**GOAL OF THE EXERCISE**: Copy all lines holding the word "code" from the entries.

══ INFORMATION SHOWN

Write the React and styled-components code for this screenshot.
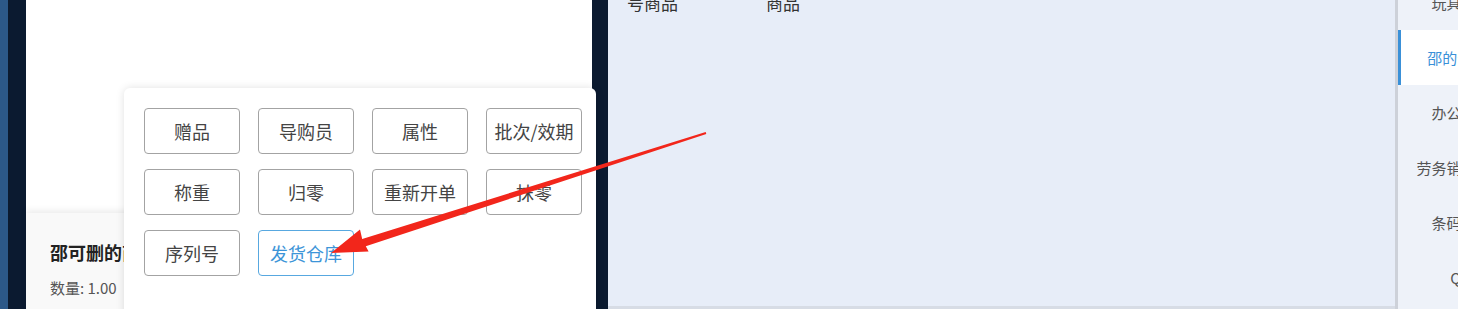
import React from 'react';
import styled, { createGlobalStyle } from 'styled-components';

const GlobalStyle = createGlobalStyle`
  html, body {
    margin: 0;
    padding: 0;
    overflow: hidden;
    font-family: "Noto Sans CJK SC", "Noto Sans", sans-serif;
  }
`;

const Page = styled.div`
  position: relative;
  display: flex;
  width: 1522px;
  height: 309px;
  background: #0b1a30;
`;

const EdgeStrip = styled.div`
  width: 8px;
  flex-shrink: 0;
  background: #2c5888;
`;

const Gutter = styled.div`
  width: ${(p) => p.w}px;
  flex-shrink: 0;
  background: #0b1a30;
`;

const CartPanel = styled.div`
  position: relative;
  width: 566px;
  flex-shrink: 0;
  background: #ffffff;
  display: flex;
  flex-direction: column;
  justify-content: flex-end;
`;

const ItemCard = styled.div`
  height: 96px;
  background: #f9f9f9;
  box-shadow: 0 -3px 6px rgba(0, 0, 0, 0.07);
  padding: 26px 24px 0;
  box-sizing: border-box;
`;

const ItemName = styled.div`
  font-size: 18px;
  font-weight: 700;
  color: #222;
  line-height: 26px;
`;

const ItemQty = styled.div`
  margin-top: 12px;
  font-size: 15px;
  color: #555;
  line-height: 22px;
`;

const GoodsPanel = styled.div`
  width: 787px;
  flex-shrink: 0;
  background: #e7edf8;
  border-bottom: 3px solid #d7dce5;
  box-sizing: border-box;
`;

const TabRow = styled.div`
  display: flex;
  gap: 88px;
  margin-top: -9px;
  padding-left: 19px;
`;

const TabLabel = styled.div`
  font-size: 17px;
  line-height: 24px;
  color: #333;
`;

const Divider = styled.div`
  width: 3px;
  flex-shrink: 0;
  background: #cdd1d9;
`;

const Sidebar = styled.div`
  width: 124px;
  flex-shrink: 0;
  background: #eef2f9;
`;

const SideList = styled.div`
  margin-top: -25px;
  display: flex;
  flex-direction: column;
`;

const SideItem = styled.div`
  height: 55px;
  display: flex;
  align-items: center;
  justify-content: center;
  font-size: 15px;
  color: ${(p) => (p.active ? '#3a90d8' : '#555')};
  background: ${(p) => (p.active ? '#ffffff' : 'transparent')};
  border-left: 3px solid ${(p) => (p.active ? '#3a90d8' : 'transparent')};
  white-space: nowrap;
`;

const Popover = styled.div`
  position: absolute;
  left: 98px;
  top: 88px;
  width: 472px;
  height: 240px;
  box-sizing: border-box;
  padding: 20px 14px 20px 20px;
  background: #ffffff;
  border-radius: 6px;
  box-shadow: 0 0 8px rgba(0, 0, 0, 0.12);
  display: grid;
  grid-template-columns: repeat(4, 96px);
  grid-auto-rows: 46px;
  column-gap: 18px;
  row-gap: 15px;
  align-content: start;
  z-index: 2;
`;

const OptionButton = styled.div`
  box-sizing: border-box;
  border: 1px solid ${(p) => (p.active ? '#58a8e0' : '#a3a3a3')};
  border-radius: 4px;
  display: flex;
  align-items: center;
  justify-content: center;
  font-size: 18px;
  color: ${(p) => (p.active ? '#3d95d8' : '#444')};
  white-space: nowrap;
  background: #fff;
`;

const ArrowLayer = styled.svg`
  position: absolute;
  left: 0;
  top: 0;
  width: 1458px;
  height: 309px;
  pointer-events: none;
  z-index: 5;
`;

const options = [
  '赠品', '导购员', '属性', '批次/效期',
  '称重', '归零', '重新开单', '抹零',
  '序列号', '发货仓库',
];

const sideItems = ['玩具用品', '邵的分类1', '办公用品', '劳务销售费用', '条码商品', 'QQ'];

const App = () => {
  return (
    <>
      <GlobalStyle />
      <Page>
        <EdgeStrip />
        <Gutter w={18} />
        <CartPanel>
          <ItemCard>
            <ItemName>邵可删的商品</ItemName>
            <ItemQty>数量:&nbsp;1.00</ItemQty>
          </ItemCard>
          <Popover>
            {options.map((o) => (
              <OptionButton key={o} active={o === '发货仓库'}>{o}</OptionButton>
            ))}
          </Popover>
        </CartPanel>
        <Gutter w={16} />
        <GoodsPanel>
          <TabRow>
            <TabLabel>号商品</TabLabel>
            <TabLabel>商品</TabLabel>
          </TabRow>
        </GoodsPanel>
        <Divider />
        <Sidebar>
          <SideList>
            {sideItems.map((s, i) => (
              <SideItem key={s} active={i === 1}>{s}</SideItem>
            ))}
          </SideList>
        </Sidebar>

        {/* red annotation arrow */}
        <ArrowLayer viewBox="0 0 1458 309">
          <polygon
            fill="#f2261b"
            points="706.3,134 705.7,132 362.2,239 360,229.4 331,253 368.6,251.4 365.8,246.2"
          />
        </ArrowLayer>
      </Page>
    </>
  );
};

export default App;
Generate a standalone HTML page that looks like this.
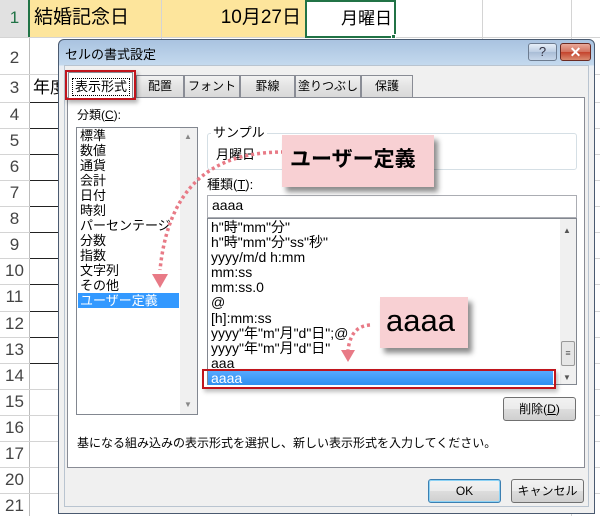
<!DOCTYPE html>
<html><head><meta charset="utf-8"><style>
*{margin:0;padding:0;box-sizing:border-box}
body{width:600px;height:516px;position:relative;overflow:hidden;background:#fff;font-family:"Liberation Sans","Noto Sans CJK JP",sans-serif;color:#000}
.a{position:absolute}
.hl{position:absolute;height:1px;background:#d4d4d4}
.vl{position:absolute;width:1px;background:#d4d4d4}
.rn{position:absolute;left:0;width:29px;text-align:center;font-size:17px;color:#444}
.t{position:absolute;font-size:12px;white-space:nowrap;line-height:15px}
.btn{position:absolute;border:1px solid #707070;border-radius:3px;background:linear-gradient(#f2f2f2,#ebebeb 50%,#dddddd 51%,#cfcfcf);font-size:12px;text-align:center;line-height:22px}
.tab{position:absolute;top:75px;height:22px;border:1px solid #898c95;border-bottom:none;background:linear-gradient(#f2f2f2,#e3e3e3 50%,#d9d9d9);font-size:12px;text-align:center;line-height:21px}
</style></head><body>
<div class="a" style="left:30px;top:0;width:275px;height:37px;background:#fde59c"></div>
<div class="a" style="left:0;top:0;width:29px;height:37px;background:#e1e1e1"></div>
<div class="a" style="left:28px;top:0;width:2px;height:37px;background:#217346"></div>
<div class="vl" style="left:29px;top:37px;height:479px;background:#bdbdbd"></div>
<div class="vl" style="left:161px;top:0;height:40px"></div>
<div class="vl" style="left:482px;top:0;height:40px"></div>
<div class="vl" style="left:571px;top:0;height:516px"></div>
<div class="hl" style="left:0;top:37px;width:600px"></div>
<div class="hl" style="left:0;top:74px;width:600px"></div>
<div class="hl" style="left:0;top:102px;width:600px"></div>
<div id="rows"></div>
<div class="a" style="left:305px;top:0;width:91px;height:38px;border:2px solid #217346"></div>
<div class="a" style="left:391px;top:34px;width:5px;height:5px;background:#217346;border:1px solid #fff"></div>
<div class="a" style="left:34px;top:5px;font-size:19px;line-height:26px">結婚記念日</div>
<div class="a" style="left:180px;width:121px;text-align:right;top:5px;font-size:19px;line-height:26px">10月27日</div>
<div class="a" style="left:310px;width:82px;text-align:right;top:6px;font-size:17px;line-height:26px">月曜日</div>
<div class="a" style="left:33px;top:77px;font-size:17px;line-height:22px">年度</div>
<div class="rn" style="top:8px;color:#217346">1</div>
<div class="rn" style="top:48px">2</div>
<div class="rn" style="top:78px">3</div>
<script>
var h='';var tops=[102,128,154,180,206,232,258,284,311,337,363,389,415,441,467,493];var lab=[4,5,6,7,8,9,10,11,12,13,14,15,16,17,20,21];
for(var i=0;i<16;i++){h+='<div class="rn" style="top:'+(tops[i]+3)+'px">'+lab[i]+'</div>';if(i>0)h+='<div class="hl" style="left:0;top:'+tops[i]+'px;width:600px"></div>';if(i<=10)h+='<div class="a" style="left:30px;top:'+tops[i]+'px;width:30px;height:1px;background:#222"></div>';}
document.getElementById('rows').innerHTML=h;
</script>
<div class="a" style="left:58px;top:39px;width:537px;height:475px;border:1px solid #4a5a70;border-radius:6px 6px 0 0;background:linear-gradient(#a9c3e0,#c4d9ee 25px,#e9eef4 26px,#f0f0f0 40px)"></div>
<div class="a" style="left:64px;top:65px;width:525px;height:442px;background:#f0f0f0;border:1px solid #b9c4d0"></div>
<div class="a" style="left:65px;top:44px;font-size:13px">セルの書式設定</div>
<div class="a" style="left:528px;top:43px;width:29px;height:18px;border:1px solid #6d7c90;border-radius:3px;background:linear-gradient(#e6eef8,#bccde2 50%,#a9bdd6 51%,#c7d7ea);font-size:13px;text-align:center;line-height:16px;color:#334">?</div>
<div class="a" style="left:560px;top:43px;width:31px;height:18px;border:1px solid #6b2a22;border-radius:3px;background:linear-gradient(#e9a99a,#d2705c 50%,#c4432c 51%,#da8a6f);font-size:14px;font-weight:bold;text-align:center;line-height:17px;color:#fff">✕</div>
<div class="a" style="left:67px;top:97px;width:518px;height:371px;background:#fff;border:1px solid #898c95"></div>
<div class="tab" style="left:136px;width:48px">配置</div>
<div class="tab" style="left:184px;width:56px">フォント</div>
<div class="tab" style="left:240px;width:55px">罫線</div>
<div class="tab" style="left:295px;width:66px">塗りつぶし</div>
<div class="tab" style="left:361px;width:52px">保護</div>
<div class="a" style="left:68px;top:72px;width:65px;height:27px;background:#fff;border:1px solid #898c95;border-bottom:none"></div>
<div class="a" style="left:72px;top:78px;width:58px;height:18px;border:1px dotted #000;font-size:13px;text-align:center;line-height:16px">表示形式</div>
<div class="a" style="left:65px;top:70px;width:71px;height:30px;border:2px solid #c0141c;box-shadow:2px 3px 4px rgba(0,0,0,.3)"></div>
<div class="t" style="left:77px;top:108px">分類(<u>C</u>):</div>
<div class="a" style="left:76px;top:127px;width:122px;height:288px;border:1px solid #828790;background:#fff"></div>
<div class="a" style="left:180px;top:128px;width:17px;height:286px;background:#f0f0f0"></div>
<div class="a" style="left:184px;top:132px;font-size:8px;color:#888">▲</div>
<div class="a" style="left:184px;top:400px;font-size:8px;color:#888">▼</div>
<div class="a" style="left:78px;top:293px;width:101px;height:15px;background:#3399ff"></div>
<div class="t" style="left:80px;top:128px;line-height:15px;font-size:13px">標準<br>数値<br>通貨<br>会計<br>日付<br>時刻<br>パーセンテージ<br>分数<br>指数<br>文字列<br>その他<br><span style="color:#fff">ユーザー定義</span></div>
<div class="a" style="left:207px;top:133px;width:370px;height:37px;border:1px solid #d5dfe5;border-radius:3px"></div>
<div class="t" style="left:211px;top:125px;background:#fff;padding:0 2px;font-size:13px">サンプル</div>
<div class="t" style="left:216px;top:147px;font-size:13px">月曜日</div>
<div class="t" style="left:207px;top:177px;font-size:13px">種類(<u>T</u>):</div>
<div class="a" style="left:207px;top:195px;width:370px;height:23px;border:1px solid #abadb3;background:#fff"></div>
<div class="t" style="left:212px;top:198px;font-size:14px">aaaa</div>
<div class="a" style="left:207px;top:218px;width:370px;height:167px;border:1px solid #828790;background:#fff"></div>
<div class="a" style="left:560px;top:219px;width:16px;height:165px;background:#f0f0f0"></div>
<div class="a" style="left:563px;top:226px;font-size:8px;color:#555">▲</div>
<div class="a" style="left:563px;top:373px;font-size:8px;color:#555">▼</div>
<div class="a" style="left:561px;top:341px;width:14px;height:25px;border:1px solid #999;border-radius:2px;background:#e6e6e6;font-size:9px;text-align:center;line-height:23px;color:#555">≡</div>
<div class="a" style="left:208px;top:371px;width:345px;height:14px;background:linear-gradient(#56a9ff,#2f8ff0)"></div>
<div class="t" style="left:211px;top:220px;line-height:15.1px;font-size:14px">h"時"mm"分"<br>h"時"mm"分"ss"秒"<br>yyyy/m/d h:mm<br>mm:ss<br>mm:ss.0<br>@<br>[h]:mm:ss<br>yyyy"年"m"月"d"日";@<br>yyyy"年"m"月"d"日"<br>aaa<br><span style="color:#fff">aaaa</span></div>
<div class="a" style="left:202px;top:369px;width:354px;height:20px;border:2px solid #c0141c;box-shadow:2px 3px 4px rgba(0,0,0,.25)"></div>
<div class="btn" style="left:503px;top:397px;width:73px;height:24px">削除(<u>D</u>)</div>
<div class="t" style="left:77px;top:436px;font-size:12px">基になる組み込みの表示形式を選択し、新しい表示形式を入力してください。</div>
<div class="btn" style="left:428px;top:479px;width:73px;height:24px;border-color:#3c7fb1;box-shadow:inset 0 0 0 1px #8cd2f5">OK</div>
<div class="btn" style="left:511px;top:479px;width:73px;height:24px">キャンセル</div>
<svg class="a" style="left:0;top:0" width="600" height="516">
<path d="M284,152 C230,152 170,170 160,270" fill="none" stroke="#e87a86" stroke-width="3.5" stroke-dasharray="3,3"/>
<polygon points="152,274 168,274 160,288" fill="#e87a86"/>
<path d="M370,325 C356,326 350,335 348,350" fill="none" stroke="#e87a86" stroke-width="3.5" stroke-dasharray="3,3"/>
<polygon points="341,350 355,350 348,362" fill="#e87a86"/>
</svg>
<div class="a" style="left:282px;top:135px;width:152px;height:52px;background:#f8d0d3;box-shadow:4px 5px 5px rgba(0,0,0,.45);font-size:21px;font-weight:bold;line-height:50px;padding-left:8px">ユーザー定義</div>
<div class="a" style="left:380px;top:297px;width:88px;height:51px;background:#f8d0d3;box-shadow:4px 5px 5px rgba(0,0,0,.45);font-size:31px;line-height:48px;padding-left:6px">aaaa</div>
</body></html>
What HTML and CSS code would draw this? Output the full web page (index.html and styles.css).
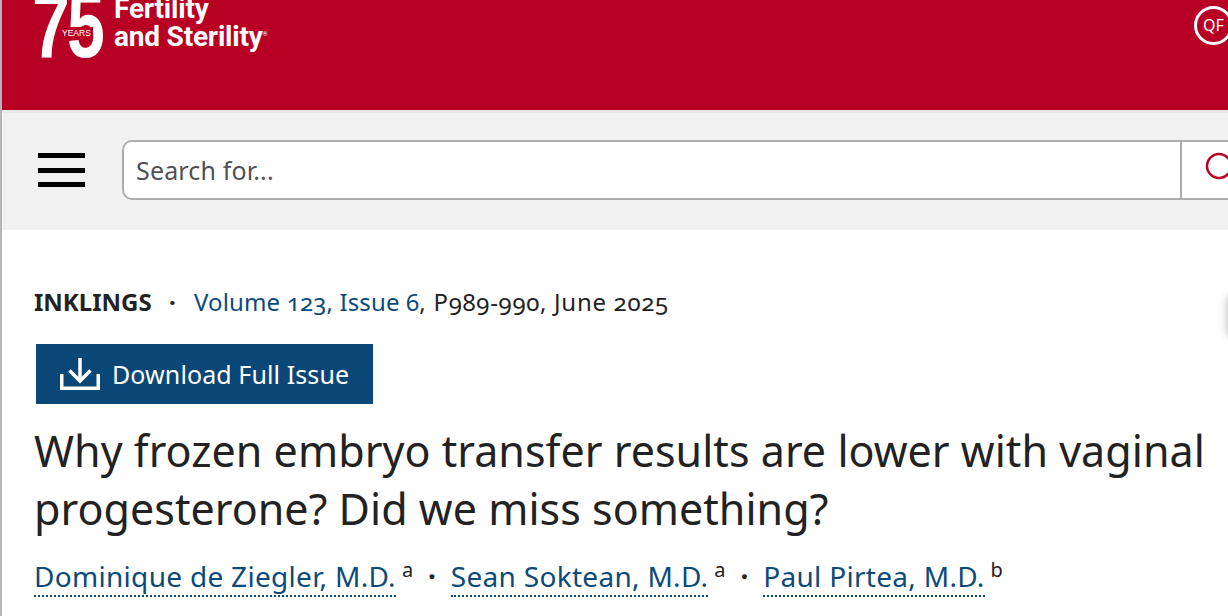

════

**WRITTEN RESPONSE**:
Write the React and styled-components code for this screenshot.
What HTML and CSS code would draw this? Output the full web page (index.html and styles.css).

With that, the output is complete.